Ethernet has its own standard, and methodology:
- The signaling is transformer isolated. Differential pairs.
- ESD on the pins is shunted to ground (chassis ground) through a 1nF 1kV capacitor. The isolation transformer provides center taps from the pairs, so they can be tied together and then to the cap.
- ESD on the shield is chassis grounded.
- EMC (RF noise in/out) is protected by common mode chokes (usually) included in the magnetics, the ESD cap, and the isolation barrier (fairly low capacitance -- 10s of pF range I think).
- What your circuit is grounded to (chassis or remaining isolated) doesn't matter very much, thanks to the isolation. It would be prudent to add >= 1nF between grounds at that point, however.
USB, you can't count on the shield and power ground being different potentials, so you pretty much have to bond both to circuit ground and chassis ground. This brings EMC right into/out of circuit ground, which may be noisy, so it can help to apply ferrite beads to the cable. Hence, in part, why many USB cables have molded-in beads on them.

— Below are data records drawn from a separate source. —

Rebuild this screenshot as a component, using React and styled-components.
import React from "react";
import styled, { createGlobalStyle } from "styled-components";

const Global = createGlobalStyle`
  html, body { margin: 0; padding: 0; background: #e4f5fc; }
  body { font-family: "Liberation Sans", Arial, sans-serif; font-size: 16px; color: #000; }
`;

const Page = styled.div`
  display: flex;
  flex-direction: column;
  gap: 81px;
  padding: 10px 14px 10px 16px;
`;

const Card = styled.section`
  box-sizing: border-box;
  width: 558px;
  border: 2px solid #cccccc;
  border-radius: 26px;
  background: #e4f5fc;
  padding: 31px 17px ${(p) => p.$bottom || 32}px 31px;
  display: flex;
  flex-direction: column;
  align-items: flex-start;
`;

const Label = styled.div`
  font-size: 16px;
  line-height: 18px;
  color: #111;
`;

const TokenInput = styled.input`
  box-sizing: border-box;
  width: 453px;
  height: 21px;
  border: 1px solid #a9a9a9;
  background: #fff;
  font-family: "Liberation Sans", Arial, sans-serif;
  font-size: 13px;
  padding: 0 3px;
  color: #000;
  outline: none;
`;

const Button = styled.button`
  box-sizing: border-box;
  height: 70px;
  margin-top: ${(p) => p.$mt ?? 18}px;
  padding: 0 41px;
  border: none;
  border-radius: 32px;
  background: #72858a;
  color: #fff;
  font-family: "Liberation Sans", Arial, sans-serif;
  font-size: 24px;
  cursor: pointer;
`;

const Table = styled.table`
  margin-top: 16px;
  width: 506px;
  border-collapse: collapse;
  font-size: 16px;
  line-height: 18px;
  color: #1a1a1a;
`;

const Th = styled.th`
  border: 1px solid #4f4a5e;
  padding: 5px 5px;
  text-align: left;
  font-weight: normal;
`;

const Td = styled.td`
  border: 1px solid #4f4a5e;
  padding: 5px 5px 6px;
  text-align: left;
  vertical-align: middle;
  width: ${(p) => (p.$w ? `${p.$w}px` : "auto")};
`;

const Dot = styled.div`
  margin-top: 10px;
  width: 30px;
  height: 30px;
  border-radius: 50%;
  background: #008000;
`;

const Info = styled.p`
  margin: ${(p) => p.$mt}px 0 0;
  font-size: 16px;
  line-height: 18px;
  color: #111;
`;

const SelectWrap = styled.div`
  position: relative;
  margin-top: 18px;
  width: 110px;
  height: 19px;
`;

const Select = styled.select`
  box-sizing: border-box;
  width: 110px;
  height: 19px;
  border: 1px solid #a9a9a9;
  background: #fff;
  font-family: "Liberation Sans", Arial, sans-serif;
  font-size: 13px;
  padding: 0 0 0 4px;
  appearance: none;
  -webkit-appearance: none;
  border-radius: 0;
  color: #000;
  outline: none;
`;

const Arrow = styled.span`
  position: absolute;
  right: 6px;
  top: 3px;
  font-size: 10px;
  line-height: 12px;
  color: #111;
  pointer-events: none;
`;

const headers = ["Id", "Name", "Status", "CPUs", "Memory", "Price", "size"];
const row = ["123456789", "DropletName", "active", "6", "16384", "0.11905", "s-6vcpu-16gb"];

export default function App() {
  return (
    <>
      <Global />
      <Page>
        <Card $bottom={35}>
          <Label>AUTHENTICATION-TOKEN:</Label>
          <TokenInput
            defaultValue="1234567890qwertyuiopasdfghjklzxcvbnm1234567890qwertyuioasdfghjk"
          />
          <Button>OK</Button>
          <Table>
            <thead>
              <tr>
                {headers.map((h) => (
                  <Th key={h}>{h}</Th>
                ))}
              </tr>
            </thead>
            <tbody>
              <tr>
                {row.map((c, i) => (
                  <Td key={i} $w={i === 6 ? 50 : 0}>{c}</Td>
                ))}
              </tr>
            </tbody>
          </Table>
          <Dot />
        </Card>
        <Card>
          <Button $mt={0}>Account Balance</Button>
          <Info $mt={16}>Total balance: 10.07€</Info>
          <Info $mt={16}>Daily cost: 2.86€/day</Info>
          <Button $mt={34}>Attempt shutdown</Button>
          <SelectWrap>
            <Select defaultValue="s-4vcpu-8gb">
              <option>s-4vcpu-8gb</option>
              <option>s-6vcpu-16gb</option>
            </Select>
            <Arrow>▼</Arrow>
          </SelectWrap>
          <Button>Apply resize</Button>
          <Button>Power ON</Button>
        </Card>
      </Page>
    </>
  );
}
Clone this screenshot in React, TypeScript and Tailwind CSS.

It also stands that, you don't want a huge cable running from a USB connector (the signaling isn't made to hold up through long cables, anyway), and you certainly don't want it routed through a building (and therefore subject to various possible accidental or "act of God" electrical events, besides the long-wire antenna you get). Ethernet was invented as the all-around, do-it-all, heavy weight standard, and serves well for those purposes (routing in buildings and all). It does fall short of general outdoor routing (like telecoms), which has to be rated for much larger surges (hence, in addition to the isolation transformer, MOVs or other TVSs).